Yes; at the very least, that’s defamation; there may even be grounds for malicious prosecution.
Can you sue an establishment where the commission of a crime occurred—if you were not related to the victim but were treated as a suspect and then subsequently lost your job, etc.?
No, unless the establishment committed defamation.
Can you sue the victim’s family or friends if they accuse you publicly of being a rapist and/or murderer and you’re later proven innocent? Can you sue strangers who make those same comments on social media?
Same answer. Although I would caution against using libel or cyber libel but that’s a personal viewpoint—I am absolutely opposed to libel and cyber libel being criminalized.
Get a lawyer. Do not presume that questions asked (by the police) are innocent. The purpose of ANY police interrogation is to get the person to incriminate him/herself. Do not give interviews.
A lot of people were outraged that former policeman Jonel Nuezca pleaded not guilty at his arraignment, given there was clear video evidence that he killed the two victims.
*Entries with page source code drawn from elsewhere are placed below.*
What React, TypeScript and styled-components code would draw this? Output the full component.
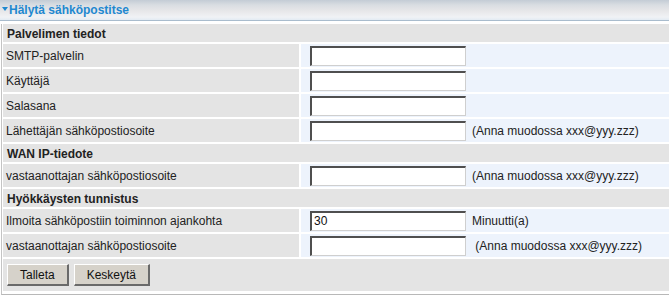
import styled, { createGlobalStyle } from "styled-components";

type Field = {
  label: string;
  value?: string;
  note?: string;
};

type Section = {
  title: string;
  fields: Field[];
};

const EMAIL_NOTE = "(Anna muodossa xxx@yyy.zzz)";

const sections: Section[] = [
  {
    title: "Palvelimen tiedot",
    fields: [
      { label: "SMTP-palvelin" },
      { label: "Käyttäjä" },
      { label: "Salasana" },
      { label: "Lähettäjän sähköpostiosoite", note: EMAIL_NOTE },
    ],
  },
  {
    title: "WAN IP-tiedote",
    fields: [{ label: "vastaanottajan sähköpostiosoite", note: EMAIL_NOTE }],
  },
  {
    title: "Hyökkäysten tunnistus",
    fields: [
      {
        label: "Ilmoita sähköpostiin toiminnon ajankohta",
        value: "30",
        note: "Minuutti(a)",
      },
      { label: "vastaanottajan sähköpostiosoite", note: "\u00a0" + EMAIL_NOTE },
    ],
  },
];

export default function App() {
  return (
    <>
      <GlobalStyle />
      <Panel>
        <TitleBar>
          <svg width="6" height="5" viewBox="0 0 6 5">
            <path d="M0 0 H6 L3 4 Z" fill="#1e88d0" />
          </svg>
          Hälytä sähköpostitse
        </TitleBar>
        <FormBox>
          {sections.map((section) => (
            <Group key={section.title}>
              <SectionHeader>{section.title}</SectionHeader>
              {section.fields.map((field, i) => (
                <Row key={section.title + i}>
                  <LabelCell>{field.label}</LabelCell>
                  <InputCell>
                    <TextInput type="text" defaultValue={field.value ?? ""} />
                    {field.note && <Note>{field.note}</Note>}
                  </InputCell>
                </Row>
              ))}
            </Group>
          ))}
          <ButtonBar>
            <Button type="button">Talleta</Button>
            <Button type="button">Keskeytä</Button>
          </ButtonBar>
        </FormBox>
      </Panel>
    </>
  );
}

const GlobalStyle = createGlobalStyle`
  html, body {
    margin: 0;
    padding: 0;
    background: #ffffff;
    overflow: hidden;
  }
  body {
    font-family: "Liberation Sans", Arial, sans-serif;
    font-size: 12px;
    color: #222222;
  }
`;

const Panel = styled.div`
  width: 690px;
`;

const TitleBar = styled.div`
  display: flex;
  align-items: center;
  gap: 1px;
  height: 21px;
  padding-left: 2px;
  padding-bottom: 1px;
  box-sizing: border-box;
  border-bottom: 1px solid #a9bccd;
  background: linear-gradient(
    #c3ccd5 0%,
    #d9dde2 25%,
    #e7e7e9 55%,
    #f0f2f5 85%,
    #e3ebf3 100%
  );
  color: #1e88d0;
  font-weight: bold;
  font-size: 12px;

  svg {
    margin-top: -1px;
  }
`;

const FormBox = styled.div`
  display: flex;
  flex-direction: column;
  gap: 2px;
  margin: 3px 0 0 1px;
  padding: 0 0 3px 1px;
  border-left: 1px solid #c4c4c4;
  border-bottom: 1px solid #b8b8b8;
`;

const Group = styled.div`
  display: flex;
  flex-direction: column;
  gap: 2px;
`;

const SectionHeader = styled.div`
  height: 18px;
  display: flex;
  align-items: center;
  padding-left: 4px;
  padding-top: 1px;
  box-sizing: border-box;
  background: #e4e4e4;
  font-weight: bold;
`;

const Row = styled.div`
  display: grid;
  grid-template-columns: 296px 1fr;
  gap: 2px;
  height: 23px;
`;

const LabelCell = styled.div`
  display: flex;
  align-items: center;
  padding-left: 3px;
  padding-top: 1px;
  box-sizing: border-box;
  background: #e4e4e4;
`;

const InputCell = styled.div`
  display: flex;
  align-items: center;
  padding-left: 9px;
  background: #edf3fc;
`;

const TextInput = styled.input`
  box-sizing: border-box;
  width: 156px;
  height: 20px;
  margin: 0;
  padding: 0 2px;
  border-style: solid;
  border-width: 2px 1px 1px 2px;
  border-color: #4f4f4f #cfcfcf #cfcfcf #4f4f4f;
  background: #ffffff;
  font-family: "Liberation Sans", Arial, sans-serif;
  font-size: 12px;
  color: #111111;
  outline: none;
`;

const Note = styled.span`
  margin-left: 6px;
  white-space: pre;
`;

const ButtonBar = styled.div`
  display: flex;
  align-items: center;
  gap: 5px;
  height: 32px;
  padding-left: 4px;
  background: #e4e4e4;
`;

const Button = styled.button`
  height: 22px;
  margin: 0;
  padding: 0 12px;
  border-style: solid;
  border-width: 1px 2px 2px 1px;
  border-color: #ffffff #6a6a6a #6a6a6a #ffffff;
  background: #d6d2ca;
  font-family: "Liberation Sans", Arial, sans-serif;
  font-size: 12px;
  color: #111111;
  cursor: pointer;
`;
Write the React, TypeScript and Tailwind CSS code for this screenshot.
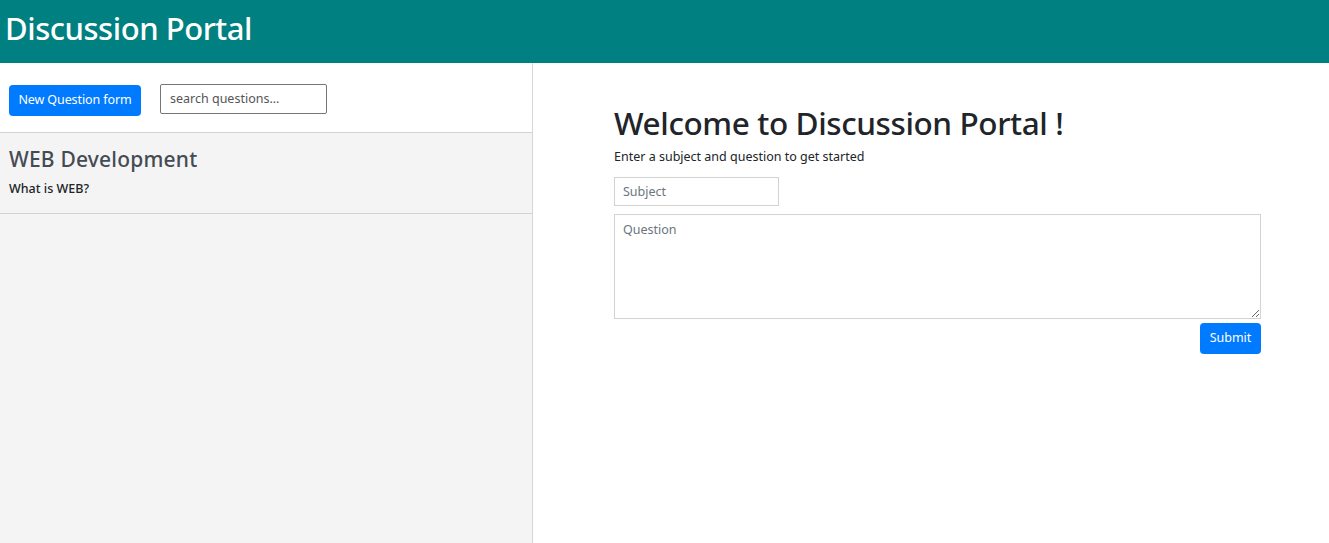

Can you explain to us the legal issues and can he have the video evidence thrown out?
The constitution guarantees him that and that is his right—to be presumed innocent. It is the prosecution that has the burden of proof and if the burden is not discharged, then he is entitled to the presumption of innocence and must be acquitted.
There is nothing wrong with what he did—it is his constitutional right and fairness and due process require that we recognize the right, regardless of the person or personality involved. Which makes any investigation and case build up by the police and the prosecution very important and why premature disclosure (especially to media) should not be done because it telegraphs the punches so to speak.
Even with a video, there shouldn’t be shortcuts by the prosecution—there is a process under the law for authenticating and presenting the video which the prosecutors are well aware of.